The 2011 NFL draft day is upon us. After spending countless days predicting how this draft would shape up, now it's time to stop looking forward and start looking back.
Did the teams make the best choices? Are they taking too big of a risk?
Can Cam Newton really become the face of the Carolina Panthers franchise?
Those are just some of the questions and topics we'll be evaluating. We're breaking down the top picks with our analysis.
The choices have been made and grades are here. Let's get started.
The question about Newton is whether or not he can carry an NFL franchise with his play on the football field instead of his smile and charisma.
He's a very talented athlete with prototypical quarterback size at 6'6", 260 lbs. and great potential to become a difference-maker in this league.
But there are also some negatives.
He's had only one full year of college football under his belt, has had a history of trouble from his time in Florida and NCAA investigation last season for a pay-for-play allegation and has had very little experience running a pro-style offense.
This is a big risk that could reap big rewards latter. Or, he could just bust.
Now that John Fox is in charge, it's probably a good idea to address their defensive deficiencies.
Marcell Dareus could be a choice at this selection, but this draft boasts plenty of talented interior linemen that can help fortify Denver's league-worst run defense.
Von Miller, on the other hand, is a freak athlete that can has great burst and athleticism like no one else in this draft class.
His versatility as an athlete and overall explosion from the standup position can immediately make him one of Fox's favorite players.
A defensively handicapped football team like the Buffalo Bills get a run-stopper in Dareus.
This is a solid pickup by the Bills, who may have been swayed by the idea of drafting Blaine Gabbert. But Gabbert just didn't make much sense with Ryan Fitzpatrick around.
They had a gaping hole on their defensive line, and big Marcell Dareus just filled that with his large frame.
It's a safe pick for Buffalo, since Dareus is the least likely to bust out of all the defensive linemen available. He bring with him leadership and championship experience from Nick Saban's title-winning team in 2009.
There's no question Green is the best wide receiver prospect in this draft—he's also clearly one of the top athletes available at this point.
That's why he's an obvious choice here at No. 4.

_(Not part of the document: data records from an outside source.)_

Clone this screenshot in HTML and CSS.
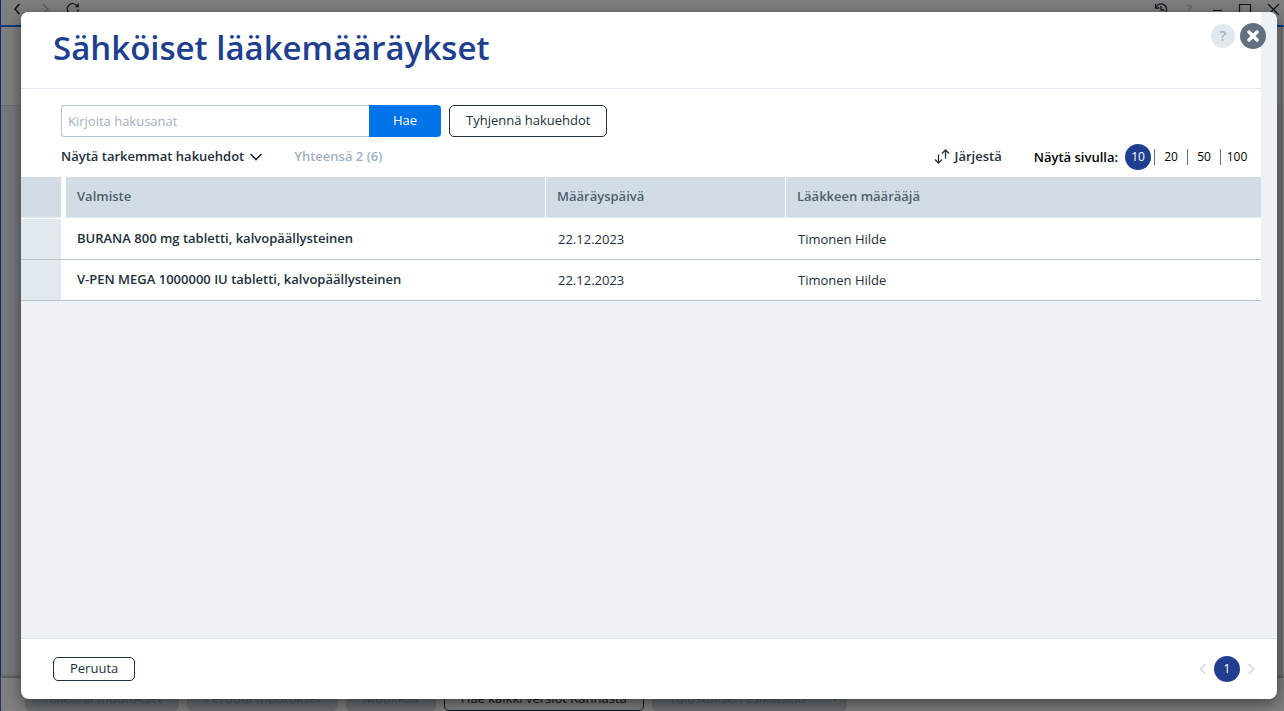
FILE: index.html
```html
<!DOCTYPE html>
<html lang="fi">
<head>
<meta charset="utf-8">
<title>Sähköiset lääkemääräykset</title>
<link rel="stylesheet" href="styles.css">
</head>
<body>
<div class="app" inert>
  <header class="titlebar">
    <button class="tool" aria-label="Takaisin"><svg width="14" height="14" viewBox="0 0 14 14"><path d="M9.500 2 5 7l4.500 5" stroke-width="1.700"/></svg></button>
    <button class="tool faint" aria-label="Eteenpäin"><svg width="14" height="14" viewBox="0 0 14 14"><path d="m5 2 5 5-5 5"/></svg></button>
    <button class="tool" aria-label="Päivitä"><svg width="14" height="14" viewBox="0 0 14 14"><path d="M3.300 11.500A5.500 5.500 0 1 1 11.500 4.500M9.500 11.500A5.500 5.500 0 0 0 12.500 7.500" stroke-width="1.200"/><path d="M12.800 1v4.200H8.600z" fill="currentColor" stroke="none"/></svg></button>
    <span class="grow"></span>
    <button class="tool" aria-label="Historia"><svg width="14" height="14" viewBox="0 0 14 14"><path d="M2 5.500A5.500 5.500 0 1 1 3 11M1.500 2v4h4M7 4v4h3.500" stroke-width="1.300"/></svg></button>
    <button class="tool faint" aria-label="Ohje">?</button>
    <button class="tool" aria-label="Pienennä"><svg width="14" height="14" viewBox="0 0 14 14"><path d="M3 8.500h9" stroke-width="1"/></svg></button>
    <button class="tool" aria-label="Suurenna"><svg width="14" height="14" viewBox="0 0 14 14"><path d="M1.500 2.500h11v11h-11z" stroke-width="1.200"/></svg></button>
    <button class="tool" aria-label="Sulje"><svg width="14" height="14" viewBox="0 0 14 14"><path d="m2 2 11 11M13 2 2 13" stroke-width="1.300"/></svg></button>
  </header>
  <div class="app-head"></div>
  <div class="app-body"></div>
  <footer class="app-foot">
    <button class="btn off">Tallenna muutokset</button>
    <button class="btn off">Peruuta muutokset</button>
    <button class="btn off">Muokkaa</button>
    <button class="btn">Hae kaikki versiot Kannasta</button>
    <button class="btn off split">Tulostuksen esikatselu <svg width="12" height="12" viewBox="0 0 12 12"><path d="m2 4 4 4 4-4"/></svg></button>
  </footer>
</div>

<div class="overlay">
  <section class="dialog" role="dialog" aria-modal="true" aria-labelledby="title">
    <div class="corner">
      <button class="round help" aria-label="Ohje">?</button>
      <button class="round close" aria-label="Sulje"><svg width="12" height="12" viewBox="0 0 12 12"><path d="m2 2 8 8M10 2 2 10" stroke-width="3.500" stroke-linecap="round"/></svg></button>
    </div>
    <div class="scroll">
      <header class="head"><h1 id="title">Sähköiset lääkemääräykset</h1></header>
      <form class="search">
        <input class="field" type="text" aria-label="Hakusanat" placeholder="Kirjoita hakusanat">
        <button class="go" type="button">Hae</button>
        <button class="btn tall" type="button">Tyhjennä hakuehdot</button>
      </form>
      <div class="options">
        <button class="plain">Näytä tarkemmat hakuehdot <svg width="14" height="14" viewBox="0 0 14 14"><path d="m1.500 5 5.500 5.500L12.500 5" stroke-width="1.700"/></svg></button>
        <span class="total">Yhteensä 2 (6)</span>
        <span class="grow"></span>
        <button class="plain sort"><svg width="16" height="16" viewBox="0 0 16 16"><path d="M4.500 6.500v8.500M1 11.500l3.500 3.500L8 11.500M11.500 10.500V2M8 5.500 11.500 2 15 5.500" stroke-width="1.300"/></svg> Järjestä</button>
        <div class="sizes">
          <span class="sizes-label">Näytä sivulla:</span>
          <button class="size current">10</button>
          <button class="size">20</button>
          <button class="size">50</button>
          <button class="size">100</button>
        </div>
      </div>
      <table class="list">
        <colgroup><col class="c-mark"><col class="c-name"><col class="c-date"><col></colgroup>
        <thead>
          <tr><th class="mark"></th><th class="name">Valmiste</th><th>Määräyspäivä</th><th>Lääkkeen määrääjä</th></tr>
        </thead>
        <tbody>
          <tr><td class="mark"></td><td class="name">BURANA 800 mg tabletti, kalvopäällysteinen</td><td>22.12.2023</td><td>Timonen Hilde</td></tr>
          <tr><td class="mark"></td><td class="name">V-PEN MEGA 1000000 IU tabletti, kalvopäällysteinen</td><td>22.12.2023</td><td>Timonen Hilde</td></tr>
        </tbody>
      </table>
    </div>
    <footer class="foot">
      <button class="btn">Peruuta</button>
      <span class="grow"></span>
      <nav class="pager" aria-label="Sivut">
        <button class="arrow" aria-label="Edellinen"><svg width="10" height="12" viewBox="0 0 10 12"><path d="M7.500 1 2.500 6l5 5" stroke-width="1.500"/></svg></button>
        <button class="size current">1</button>
        <button class="arrow" aria-label="Seuraava"><svg width="10" height="12" viewBox="0 0 10 12"><path d="m2.500 1 5 5-5 5" stroke-width="1.500"/></svg></button>
      </nav>
    </footer>
  </section>
</div>
</body>
</html>
```
FILE: styles.css
```css
* { box-sizing: border-box; }

body {
  margin: 0;
  height: 100vh;
  overflow: hidden;
  color: #22303c;
  font: 13px/20px "Segoe UI", "Open Sans", "Noto Sans", sans-serif;
}

button, input { font: inherit; color: inherit; margin: 0; }
button { border: 0; padding: 0; background: none; white-space: nowrap; }
svg { fill: none; stroke: currentColor; stroke-width: 1.5; flex: none; }
.grow { flex: 1; }

/* Application behind the dialog */
.app {
  display: flex;
  flex-direction: column;
  height: 100vh;
  background: #fff;
  border-left: 1px solid #2450e0;
}
.titlebar {
  display: flex;
  gap: 6px;
  height: 27px;
  padding-left: 5px;
  border-bottom: 2px solid #0078f0;
}
.tool {
  display: flex;
  align-items: center;
  justify-content: center;
  width: 22px;
  height: 17px;
}
.faint { color: #b4c0cc; }
.app-head { height: 79px; border-bottom: 1px solid #d4dae0; margin-right: 2px; border-right: 1px solid #b8c4d0; }
.app-body { flex: 1; background: #eef1f6; margin-right: 2px; border-right: 1px solid #b8c4d0; }
.app-foot {
  display: flex;
  gap: 8px;
  height: 33px;
  padding: 9px 24px 0;
  box-shadow: 0 -1px 4px #8090a0;
}
.btn {
  height: 24px;
  padding: 0 16px 2px;
  border: 1px solid #22303c;
  border-radius: 5px;
  line-height: 20px;
}
.off { background: #d2dce5; border-color: #d2dce5; color: #98a6b4; }
.split { display: flex; align-items: center; gap: 23px; padding-right: 5px; }
.tall { height: 32px; }

/* Dialog */
.overlay {
  position: absolute;
  inset: 0;
  display: flex;
  padding: 12px 7px 12px 21px;
  background: rgba(0, 0, 0, 0.5);
}
.dialog {
  position: relative;
  display: flex;
  flex-direction: column;
  flex: 1;
  min-width: 0;
  overflow: hidden;
  border-radius: 8px;
  background: #fff;
  box-shadow: 0 4px 16px rgba(0, 0, 0, 0.5);
}
.corner {
  position: absolute;
  top: 11px;
  right: 11px;
  display: flex;
  align-items: center;
  gap: 5px;
}
.round {
  display: flex;
  align-items: center;
  justify-content: center;
  border-radius: 50%;
}
.help { width: 24px; height: 24px; background: #e1e8ee; color: #9fb0c3; font-size: 14px; font-weight: 600; }
.close { width: 26px; height: 26px; background: #62717f; color: #fff; }

.scroll {
  flex: 1;
  padding-right: 16px;
  background: #eef1f6;
}
.head, .search, .options { background: #fff; }
.head { height: 77px; padding: 11px 32px 0; border-bottom: 1px solid #e1e8ef; }
h1 {
  margin: 0;
  color: #213f8f;
  font-size: 33px;
  line-height: 50px;
  font-weight: 600;
}
.search { display: flex; padding: 16px 40px 0; }
.field {
  width: 308px;
  height: 32px;
  padding: 0 6px;
  border: 1px solid #b9c5d0;
  border-right: 0;
  border-radius: 3px 0 0 3px;
  background: #fff;
}
.field::placeholder { color: #9fb0c0; opacity: 1; }
.go {
  width: 72px;
  height: 32px;
  margin-right: 8px;
  padding-bottom: 2px;
  border-radius: 0 4px 4px 0;
  background: #0074e8;
  color: #fff;
}
.options {
  display: flex;
  align-items: center;
  height: 40px;
  padding: 0 8px 0 40px;
  font-weight: 600;
}
.plain, .total { padding-bottom: 2px; }
.plain { display: flex; align-items: center; gap: 5px; font-weight: 600; }
.total { margin-left: 31px; color: #9fb0c0; }
.sizes { display: flex; align-items: center; margin-left: 32px; color: #000; }
.sizes-label { margin-right: 7px; }
.size { width: 33px; font-size: 12px; font-weight: 500; line-height: 16px; }
.size + .size { border-left: 1px solid #62717f; }
.size.current {
  width: 26px;
  height: 26px;
  margin-right: 3px;
  border-radius: 50%;
  background: #213f8f;
  color: #fff;
}

.list {
  width: 100%;
  table-layout: fixed;
  border-spacing: 0;
  background: #fff;
}
.c-mark { width: 40px; }
.c-name { width: 485px; }
.c-date { width: 240px; }
th {
  height: 41px;
  padding: 0 11px 2px;
  border-right: 1px solid #fff;
  border-bottom: 1px solid #e1e8ef;
  background: #d2dce5;
  color: #4e5f6d;
  text-align: left;
  font-weight: 600;
}
th:last-child, th.mark { border-right: 0; }
th.name { border-left: 5px solid #fff; }
td { height: 41px; padding: 0 12px; border-bottom: 1px solid #b9c5d3; }
td.name { padding: 0 16px 2px; font-weight: 600; }
td.mark { background: #e1e8ee; }
tbody tr:first-child td { height: 42px; border-top: 1px solid #fff; }

.foot {
  display: flex;
  align-items: center;
  height: 61px;
  padding: 0 21px 0 32px;
  border-top: 1px solid #dbe5ef;
}
.pager { display: flex; align-items: center; gap: 6px; }
.pager .current { margin: 0; }
.arrow { display: flex; color: #ccd8e4; }
```
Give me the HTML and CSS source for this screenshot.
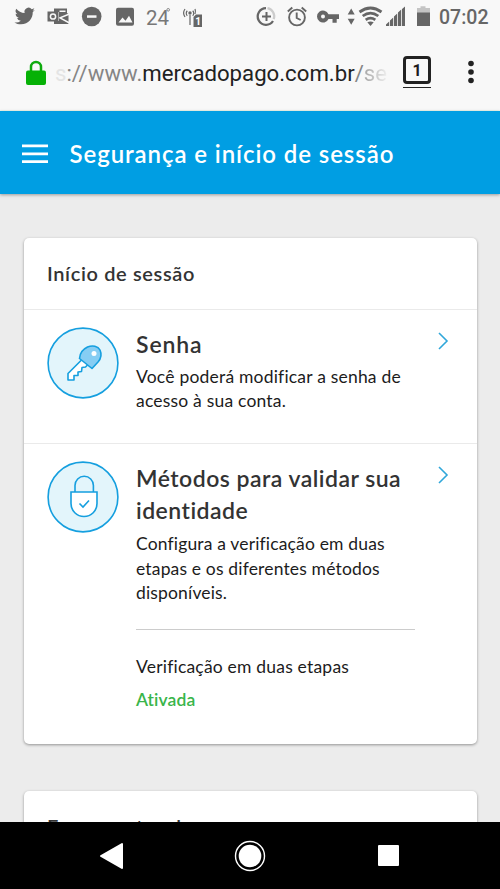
FILE: index.html
```html
<!DOCTYPE html>
<html lang="pt-BR">
<head>
<meta charset="utf-8">
<title>Segurança e início de sessão</title>
<link rel="stylesheet" href="styles.css">
</head>
<body>
<div class="phone">
  <div class="chrome">
    <div class="status">
      <svg class="status-icons" width="210" height="34" viewBox="0 0 210 34" fill="#666">
        <path transform="translate(13.500 5.700) scale(.93)" d="M23 4.500a9 9 0 0 1-2.500.7 4.400 4.400 0 0 0 1.900-2.400 9 9 0 0 1-2.800 1A4.400 4.400 0 0 0 12 7.900 12.500 12.500 0 0 1 3 3.200a4.400 4.400 0 0 0 1.300 5.900 4.400 4.400 0 0 1-2-.5c0 2.100 1.500 4 3.500 4.400a4.400 4.400 0 0 1-2 .1 4.400 4.400 0 0 0 4.100 3A9 9 0 0 1 1 18c2 1.300 4.400 2 7 2 8.300 0 13-7 12.700-13.300A9 9 0 0 0 23 4.500z"/>
        <path d="M54 8.500h13v4.500l1.500 1v10H54v-3h5v-9h-5z"/>
        <path d="M59.500 10.500h6v1.500h-6z" fill="#f8f8f8"/>
        <path d="M69.500 14l-9.500 3.800L69.500 23" fill="none" stroke="#f8f8f8" stroke-width="1.500"/>
        <rect x="47.500" y="11.500" width="11" height="10"/>
        <circle cx="53" cy="16.500" r="2.600" fill="none" stroke="#f8f8f8" stroke-width="1.500"/>
        <circle cx="91.700" cy="16.500" r="9.800"/><path d="M87 15.300h9.500v2.500H87z" fill="#f8f8f8"/>
        <rect x="116" y="7.800" width="18" height="18" rx="2"/><path d="M118.500 22.500l4-5 3 3.300 3.500-5 3.500 6.700z" fill="#f8f8f8"/>
        <g fill="none" stroke="#666" stroke-width="1.200"><path d="M190 15v10M187.300 10.800a3.500 3.500 0 0 0 0 5M192.700 10.800a3.500 3.500 0 0 1 0 5M185 9a7 7 0 0 0 0 8M195 9a7 7 0 0 1 0 5"/></g>
        <circle cx="190" cy="13" r="1.700"/>
        <path d="M196 14.500h6V27h-8.500V17z"/>
        <text class="temp" x="146" y="25">24</text>
        <circle cx="168.200" cy="9.800" r="1.300" fill="none" stroke="#777" stroke-width=".9"/>
        <text class="sim" x="195.300" y="25">1</text>
      </svg>
      <svg class="status-icons" width="180" height="34" viewBox="255 0 180 34" fill="#666">
        <g fill="none" stroke="#666" stroke-width="2.300"><path d="M266 8.200a8.300 8.300 0 1 0 7 12.800"/><path d="M267.500 8.200a8.300 8.300 0 0 1 6.200 11" stroke="#ccc"/><path d="M262 16.500h9M266.500 12v9" stroke-width="2"/></g>
        <g fill="none" stroke="#666" stroke-width="1.900"><circle cx="297" cy="17.500" r="7.900"/><path d="M296.700 12.500v5.500l4 2M287.800 11.500l4.500-4M306.200 11.500l-4.500-4"/></g>
        <path d="M328.500 14.200A6 6 0 1 0 328.500 19h4v3.700h4.200V19h2.300v-4.800z"/><circle cx="323" cy="16.500" r="2" fill="#f8f8f8"/>
        <path d="M351.200 8.500l3.500 6h-7zM351.200 24.800l3.500-6h-7z"/>
        <g fill="none" stroke="#666" stroke-width="2.800"><path d="M359.500 12q11-8 22 0M362.700 16q7.800-5.800 15.600 0M365.700 19.800q4.800-3.400 9.600 0"/></g><path d="M367.300 22.300q3.200-1.600 6.400 0l-3.200 3.700z"/>
        <path d="M386 26v-1.500l3.200-3V26zM390 26v-5.500l3.200-3V26zM394 26v-9.500l3.200-3V26zM398 26V12.500l3.200-3V26zM402 26V9l3-2.500V26z"/>
        <path d="M417 8h3.500V6.300h5V8h4.500v5h-13z" fill="#c4c4c4"/><path d="M417 12.500h13V26h-13z"/>
      </svg>
      <span class="clock">07:02</span>
    </div>
    <div class="address">
      <svg class="secure" width="22" height="28" viewBox="0 0 22 28"><path d="M6 13V8a5 5 0 0 1 10 0v5" fill="none" stroke="#0eaa0e" stroke-width="2.500"/><rect x="1" y="11.500" width="20" height="14.500" rx="2" fill="#06b106"/></svg>
      <div class="url"><span class="scheme">s</span><span class="soft">://www.</span>mercadopago.com.br<span class="soft">/</span><span class="fade">se</span></div>
      <div class="tabs"><span class="tab-count">1</span></div>
      <svg class="more" width="8" height="24" viewBox="0 0 8 24" fill="#222"><circle cx="4" cy="3.500" r="2.800"/><circle cx="4" cy="12" r="2.800"/><circle cx="4" cy="20.500" r="2.800"/></svg>
    </div>
  </div>
  <header class="appbar">
    <svg class="menu" width="26" height="20" viewBox="0 0 26 20" fill="#fff"><path d="M0 .5h26v2.700H0zM0 8.500h26v2.700H0zM0 16.300h26v2.700H0z"/></svg>
    <h1>Segurança e início de sessão</h1>
  </header>
  <main class="content">
    <section class="card">
      <h2>Início de sessão</h2>
      <div class="row row-password">
        <svg class="badge" width="72" height="72" viewBox="0 0 72 72" fill="none" stroke="#159fdf" stroke-width="1.600" stroke-linejoin="round"><circle cx="36" cy="36" r="34.900" fill="#e3f5fb"/><path d="M34.500 33L21 46.500V53h6v-4.500h4V45l3.500-.5.500-4 3.500-.5 2-2" fill="#fff"/><path d="M32.500 31.500q.5-8 8-11.500c5-2 10.500-1 12.500 3 1.800 4 1 8.500-2 12l-6 6.500z" fill="#86cdf3"/><circle cx="47" cy="26.500" r="2.500" fill="#fff" stroke="none"/></svg>
        <div class="body"><h3><span class="wide">Senha</span></h3><p>Você poderá modificar a senha de<br>acesso à sua conta.</p></div>
        <svg class="chevron" width="12" height="18" viewBox="0 0 12 18"><path d="M2 1l8 8-8 8" fill="none" stroke="#30a7da" stroke-width="1.600"/></svg>
      </div>
      <div class="row row-methods">
        <svg class="badge" width="72" height="72" viewBox="0 0 72 72" fill="none" stroke="#159fdf" stroke-width="1.600"><circle cx="36" cy="36" r="34.900" fill="#e3f5fb"/><path d="M28 31V24.500a9.200 9.200 0 0 1 18.400 0V31"/><path d="M24 31h26v11.500a13 13 0 0 1-26 0z" fill="#fff"/><path d="M32.500 42.500l3.500 3.500 6-6.500"/></svg>
        <div class="body"><h3>Métodos para validar sua<br>identidade</h3><p>Configura a verificação em duas<br>etapas e os diferentes métodos<br>disponíveis.</p>
          <div class="state"><span>Verificação em duas etapas</span><strong>Ativada</strong></div>
        </div>
        <svg class="chevron" width="12" height="18" viewBox="0 0 12 18"><path d="M2 1l8 8-8 8" fill="none" stroke="#30a7da" stroke-width="1.600"/></svg>
      </div>
    </section>
    <section class="card next"><h2>Ferramentas de</h2></section>
  </main>
  <nav class="navbar">
    <svg width="26" height="30" viewBox="0 0 26 30"><path d="M2 15L23 3v24z" fill="#fff" stroke="#fff" stroke-width="2" stroke-linejoin="round"/></svg>
    <svg width="32" height="32" viewBox="0 0 32 32"><circle cx="16" cy="16" r="14.500" fill="none" stroke="#fff" stroke-width="1.400"/><circle cx="16" cy="16" r="11.300" fill="#fff"/></svg>
    <span class="recent"></span>
  </nav>
</div>
</body>
</html>
```
FILE: styles.css
```css
* { box-sizing: border-box; }
body { margin: 0; font-family: Lato, "Open Sans", sans-serif; color: #1c1c1c; }
h1, h2, h3, p { margin: 0; }
.phone { width: 500px; height: 889px; overflow: hidden; display: flex; flex-direction: column; background: #ececec; }
.chrome { flex: none; height: 111px; background: #f8f8f8; border-bottom: 1px solid #eef8ee; font-family: Roboto, sans-serif; }
.status { display: flex; height: 34px; }
.status-icons { display: block; flex: none; }
.status-icons + .status-icons { margin-left: 45px; }
.temp { font-size: 20.500px; font-weight: 400; fill: #777; }
.sim { font-size: 10px; font-weight: 700; fill: #fff; }
.clock { margin-left: 4px; font-size: 19.500px; line-height: 35px; font-weight: 500; color: #666; white-space: nowrap; }
.address { display: flex; align-items: center; height: 76px; padding: 0 25px; }
.secure { flex: none; margin-top: 1px; }
.url { width: 331px; margin-left: 8px; padding-top: 1px; font-size: 22.200px; color: #222; white-space: nowrap; }
.scheme { color: #e4e4e4; }
.soft { color: #858585; }
.fade { color: transparent; background: linear-gradient(90deg, #a5a5a5, #eee); background-clip: text; -webkit-background-clip: text; }
.tabs { width: 28px; height: 32px; margin-left: 17px; border-bottom: 1.500px solid #222; }
.tab-count { display: block; height: 28px; border: 3px solid #222; border-radius: 4px; font-size: 16px; font-weight: 700; line-height: 23px; text-align: center; }
.more { margin-left: 36px; }
.appbar { position: relative; flex: none; display: flex; align-items: center; height: 83px; padding: 2px 22px 0; background: #009ee3; color: #fff; box-shadow: 0 1px 3px rgba(0,0,0,.35); }
.menu { flex: none; }
.appbar h1 { margin-left: 21.500px; font-size: 24px; font-weight: 600; letter-spacing: .92px; white-space: nowrap; }
.content { flex: 1; min-height: 0; overflow: hidden; padding: 44px 23.500px 0; }
.card { height: 506px; background: #fff; border-radius: 5px; box-shadow: 0 1px 3px rgba(0,0,0,.38); }
.card h2 { height: 70.500px; padding: 0 23.500px; font-size: 20px; line-height: 71px; font-weight: 600; letter-spacing: .63px; color: #333; white-space: nowrap; }
.row { display: flex; align-items: flex-start; padding: 17px 28px 0 23px; border-top: 1px solid #eaeaea; }
.row-password { height: 134.500px; }
.badge { flex: none; }
.body { flex: none; width: 279px; margin: 1px 0 0 17.500px; white-space: nowrap; }
.body h3 { font-size: 23px; line-height: 32px; font-weight: 600; letter-spacing: .48px; color: #333; }
.body h3 .wide { letter-spacing: .9px; }
.body p { font-size: 17.500px; line-height: 24.700px; margin-top: 5px; letter-spacing: .2px; }
.row-methods p { margin-top: 6px; letter-spacing: .16px; }
.chevron { margin: 5px 0 0 auto; }
.state { display: flex; flex-direction: column; margin-top: 23px; padding-top: 21px; border-top: 1px solid #ccc; font-size: 17.500px; line-height: 32.500px; letter-spacing: .2px; }
.state strong { font-weight: 600; letter-spacing: .1px; color: #39b54a; }
.next { margin-top: 47px; }
.navbar { flex: none; display: flex; align-items: center; height: 67px; padding-left: 98.500px; background: #000; }
.navbar svg + svg { margin-left: 109px; }
.recent { width: 21px; height: 21px; margin-left: 112.500px; border-radius: 1px; background: #fff; }
```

But with not quarterback locked in to throw him the football, how can the Bengals expect Green to develop? Perhaps this could all been motivated by their desire to convince Carson Palmer to stay.
Green may be a playmaker with great size and potential, but expecting him contribute right away could be asking too much. Receivers need time to adjust in this league and the quarterback uncertainty in Cincy could stunt Green's growth as a pro.
With all the Larry Fitzgerald comparisons that he's been getting, it's only fair to make the parallel that Fitz was largely ineffective last year because he didn't have a solid quarterback throwing him the football.